-- Begin Material to process --
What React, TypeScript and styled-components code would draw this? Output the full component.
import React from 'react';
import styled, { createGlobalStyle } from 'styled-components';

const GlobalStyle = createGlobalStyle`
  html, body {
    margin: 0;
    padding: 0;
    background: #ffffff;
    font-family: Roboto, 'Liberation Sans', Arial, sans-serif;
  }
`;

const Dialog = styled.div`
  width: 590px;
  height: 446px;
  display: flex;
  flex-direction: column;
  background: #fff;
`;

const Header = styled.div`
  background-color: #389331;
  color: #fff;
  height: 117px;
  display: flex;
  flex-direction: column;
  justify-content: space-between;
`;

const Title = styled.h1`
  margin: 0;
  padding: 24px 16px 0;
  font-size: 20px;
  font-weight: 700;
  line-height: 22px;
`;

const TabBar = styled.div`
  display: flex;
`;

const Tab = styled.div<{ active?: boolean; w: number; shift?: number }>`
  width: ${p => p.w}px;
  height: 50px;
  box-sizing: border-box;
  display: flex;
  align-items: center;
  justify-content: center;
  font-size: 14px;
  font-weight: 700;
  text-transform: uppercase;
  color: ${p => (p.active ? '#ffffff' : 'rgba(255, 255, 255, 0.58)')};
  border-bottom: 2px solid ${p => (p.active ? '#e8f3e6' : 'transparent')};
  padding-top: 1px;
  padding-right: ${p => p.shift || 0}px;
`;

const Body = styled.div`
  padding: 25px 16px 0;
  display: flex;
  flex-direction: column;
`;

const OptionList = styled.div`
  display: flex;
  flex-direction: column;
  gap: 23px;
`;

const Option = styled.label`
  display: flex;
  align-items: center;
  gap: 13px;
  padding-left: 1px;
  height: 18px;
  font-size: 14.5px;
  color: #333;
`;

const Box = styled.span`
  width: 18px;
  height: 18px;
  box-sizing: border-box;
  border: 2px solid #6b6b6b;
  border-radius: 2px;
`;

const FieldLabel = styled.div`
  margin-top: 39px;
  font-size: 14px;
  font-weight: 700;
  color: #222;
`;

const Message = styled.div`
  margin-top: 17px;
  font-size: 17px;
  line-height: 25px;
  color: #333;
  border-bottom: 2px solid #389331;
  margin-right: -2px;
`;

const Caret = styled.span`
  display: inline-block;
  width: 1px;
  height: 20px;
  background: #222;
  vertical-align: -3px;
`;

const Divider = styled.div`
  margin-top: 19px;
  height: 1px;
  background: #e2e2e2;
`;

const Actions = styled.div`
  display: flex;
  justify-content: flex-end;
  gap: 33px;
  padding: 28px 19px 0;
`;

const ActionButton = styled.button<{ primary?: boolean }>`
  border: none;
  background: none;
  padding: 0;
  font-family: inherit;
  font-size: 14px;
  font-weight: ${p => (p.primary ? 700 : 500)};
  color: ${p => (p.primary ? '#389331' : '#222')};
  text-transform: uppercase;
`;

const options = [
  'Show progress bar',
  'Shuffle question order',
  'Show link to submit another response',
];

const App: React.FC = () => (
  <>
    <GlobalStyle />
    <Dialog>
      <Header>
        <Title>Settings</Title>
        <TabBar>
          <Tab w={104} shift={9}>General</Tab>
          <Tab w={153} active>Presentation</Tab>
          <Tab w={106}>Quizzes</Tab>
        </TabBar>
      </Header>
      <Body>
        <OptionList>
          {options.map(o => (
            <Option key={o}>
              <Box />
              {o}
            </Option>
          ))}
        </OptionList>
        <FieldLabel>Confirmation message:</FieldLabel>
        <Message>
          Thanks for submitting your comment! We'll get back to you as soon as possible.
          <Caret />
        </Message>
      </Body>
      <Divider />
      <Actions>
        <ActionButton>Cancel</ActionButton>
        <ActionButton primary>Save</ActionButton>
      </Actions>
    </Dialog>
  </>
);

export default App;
-- End Material to process --
-- Begin Material to process --
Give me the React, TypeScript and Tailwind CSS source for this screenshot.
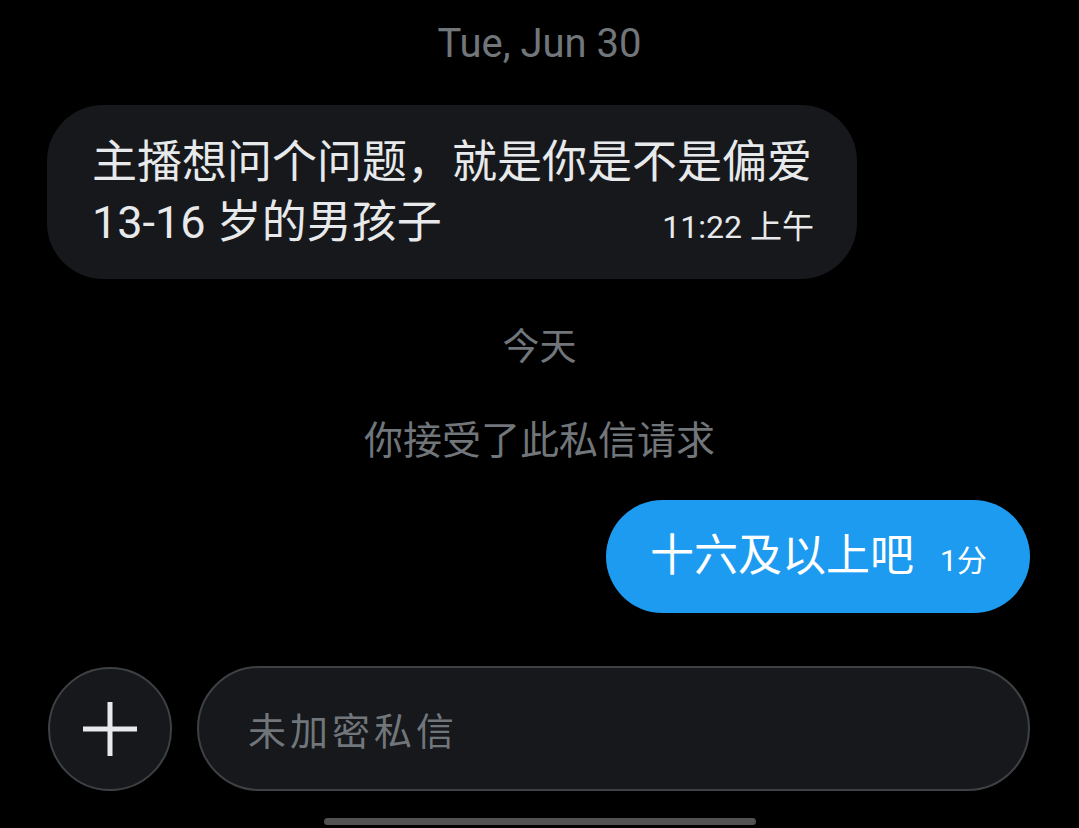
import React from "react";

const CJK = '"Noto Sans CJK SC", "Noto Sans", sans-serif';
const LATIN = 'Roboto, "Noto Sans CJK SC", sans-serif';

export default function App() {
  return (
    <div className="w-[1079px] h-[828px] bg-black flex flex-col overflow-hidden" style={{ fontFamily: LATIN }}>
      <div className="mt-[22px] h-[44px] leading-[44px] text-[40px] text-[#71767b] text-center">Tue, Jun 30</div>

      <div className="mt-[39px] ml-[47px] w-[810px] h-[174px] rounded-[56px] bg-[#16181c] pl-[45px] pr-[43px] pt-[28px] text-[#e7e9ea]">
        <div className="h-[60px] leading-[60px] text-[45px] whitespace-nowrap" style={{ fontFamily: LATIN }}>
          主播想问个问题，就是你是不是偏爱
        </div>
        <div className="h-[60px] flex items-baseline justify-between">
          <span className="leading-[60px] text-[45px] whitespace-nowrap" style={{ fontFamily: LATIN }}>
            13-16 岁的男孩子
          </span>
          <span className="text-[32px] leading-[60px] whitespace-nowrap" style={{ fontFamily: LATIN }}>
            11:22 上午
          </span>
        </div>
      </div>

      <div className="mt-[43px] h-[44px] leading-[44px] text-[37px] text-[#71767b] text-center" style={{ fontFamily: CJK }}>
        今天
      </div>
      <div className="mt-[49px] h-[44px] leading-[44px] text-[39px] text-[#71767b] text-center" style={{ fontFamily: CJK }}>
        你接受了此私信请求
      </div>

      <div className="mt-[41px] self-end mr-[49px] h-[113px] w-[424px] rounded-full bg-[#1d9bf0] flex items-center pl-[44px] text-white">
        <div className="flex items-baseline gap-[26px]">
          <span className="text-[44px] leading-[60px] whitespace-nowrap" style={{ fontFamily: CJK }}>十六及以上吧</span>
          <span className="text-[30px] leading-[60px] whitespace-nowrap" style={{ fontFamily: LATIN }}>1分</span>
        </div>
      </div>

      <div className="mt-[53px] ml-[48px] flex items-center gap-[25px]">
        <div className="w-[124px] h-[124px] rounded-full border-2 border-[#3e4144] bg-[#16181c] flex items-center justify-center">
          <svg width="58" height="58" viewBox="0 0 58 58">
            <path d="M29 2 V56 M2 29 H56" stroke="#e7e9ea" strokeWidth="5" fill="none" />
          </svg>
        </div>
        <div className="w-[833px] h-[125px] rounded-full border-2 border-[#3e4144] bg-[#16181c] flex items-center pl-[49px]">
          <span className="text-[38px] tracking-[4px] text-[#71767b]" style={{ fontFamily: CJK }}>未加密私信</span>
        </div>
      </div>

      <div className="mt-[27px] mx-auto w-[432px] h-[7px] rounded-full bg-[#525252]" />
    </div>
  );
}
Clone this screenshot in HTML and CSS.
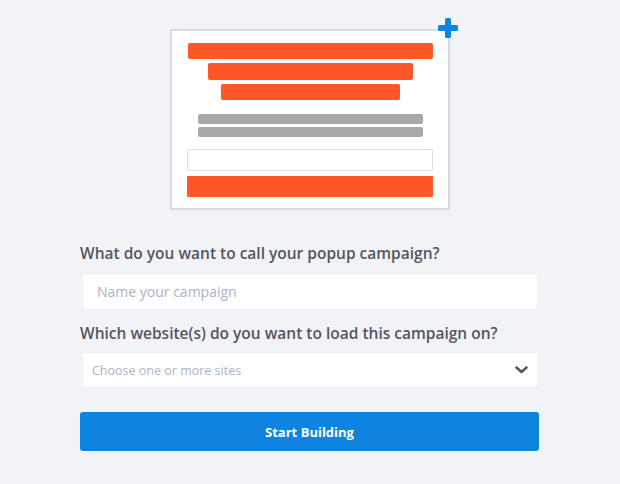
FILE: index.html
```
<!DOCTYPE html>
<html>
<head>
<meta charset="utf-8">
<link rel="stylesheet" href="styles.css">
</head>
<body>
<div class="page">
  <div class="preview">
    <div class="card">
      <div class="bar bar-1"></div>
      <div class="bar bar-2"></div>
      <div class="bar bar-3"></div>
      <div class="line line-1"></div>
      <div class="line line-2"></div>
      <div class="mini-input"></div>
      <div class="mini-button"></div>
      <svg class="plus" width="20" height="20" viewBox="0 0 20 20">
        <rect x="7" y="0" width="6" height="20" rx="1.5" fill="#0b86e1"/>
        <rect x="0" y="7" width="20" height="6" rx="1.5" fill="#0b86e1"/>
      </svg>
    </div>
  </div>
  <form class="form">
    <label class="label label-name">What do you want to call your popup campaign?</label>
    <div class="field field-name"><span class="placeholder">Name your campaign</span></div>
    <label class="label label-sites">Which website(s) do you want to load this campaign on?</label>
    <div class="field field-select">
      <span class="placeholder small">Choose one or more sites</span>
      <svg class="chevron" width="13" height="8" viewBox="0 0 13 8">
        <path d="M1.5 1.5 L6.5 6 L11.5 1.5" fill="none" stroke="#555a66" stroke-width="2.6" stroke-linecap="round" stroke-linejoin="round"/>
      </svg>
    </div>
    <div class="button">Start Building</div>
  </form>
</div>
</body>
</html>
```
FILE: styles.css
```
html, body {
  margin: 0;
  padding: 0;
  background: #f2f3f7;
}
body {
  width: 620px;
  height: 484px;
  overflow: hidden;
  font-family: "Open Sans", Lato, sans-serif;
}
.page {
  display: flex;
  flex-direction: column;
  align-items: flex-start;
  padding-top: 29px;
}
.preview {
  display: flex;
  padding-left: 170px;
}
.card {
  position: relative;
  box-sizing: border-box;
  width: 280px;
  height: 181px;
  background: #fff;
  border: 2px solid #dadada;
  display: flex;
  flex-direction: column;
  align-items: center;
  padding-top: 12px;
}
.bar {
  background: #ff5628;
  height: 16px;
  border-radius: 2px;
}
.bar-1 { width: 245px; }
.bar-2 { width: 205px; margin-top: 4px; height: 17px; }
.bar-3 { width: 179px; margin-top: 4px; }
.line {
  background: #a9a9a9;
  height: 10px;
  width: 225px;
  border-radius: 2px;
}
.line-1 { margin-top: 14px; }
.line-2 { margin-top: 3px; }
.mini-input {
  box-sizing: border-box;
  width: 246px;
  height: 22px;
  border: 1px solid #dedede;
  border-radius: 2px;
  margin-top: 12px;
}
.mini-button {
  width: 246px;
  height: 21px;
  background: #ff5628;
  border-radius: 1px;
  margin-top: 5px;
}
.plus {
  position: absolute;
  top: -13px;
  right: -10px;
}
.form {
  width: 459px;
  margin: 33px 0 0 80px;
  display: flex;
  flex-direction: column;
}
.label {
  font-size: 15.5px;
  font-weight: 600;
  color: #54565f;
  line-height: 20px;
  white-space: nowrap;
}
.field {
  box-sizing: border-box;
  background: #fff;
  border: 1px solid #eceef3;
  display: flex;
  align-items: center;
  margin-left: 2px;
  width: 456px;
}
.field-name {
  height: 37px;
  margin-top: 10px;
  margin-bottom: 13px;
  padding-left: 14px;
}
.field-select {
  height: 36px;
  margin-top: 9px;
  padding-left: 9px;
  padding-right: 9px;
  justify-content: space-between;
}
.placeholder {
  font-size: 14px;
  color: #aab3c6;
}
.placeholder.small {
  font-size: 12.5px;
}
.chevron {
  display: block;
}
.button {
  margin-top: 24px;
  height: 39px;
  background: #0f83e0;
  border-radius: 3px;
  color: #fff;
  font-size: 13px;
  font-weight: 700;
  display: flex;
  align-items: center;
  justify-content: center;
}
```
-- End Material to process --
Go back to the lines above and output, exactly as they stand, the ones from the line containing "Give me the" to the line containing "h-[44px] leading-[44px] text-[40px]". Leave all pictures behind.

Give me the React, TypeScript and Tailwind CSS source for this screenshot.
import React from "react";

const CJK = '"Noto Sans CJK SC", "Noto Sans", sans-serif';
const LATIN = 'Roboto, "Noto Sans CJK SC", sans-serif';

export default function App() {
  return (
    <div className="w-[1079px] h-[828px] bg-black flex flex-col overflow-hidden" style={{ fontFamily: LATIN }}>
      <div className="mt-[22px] h-[44px] leading-[44px] text-[40px] text-[#71767b] text-center">Tue, Jun 30</div>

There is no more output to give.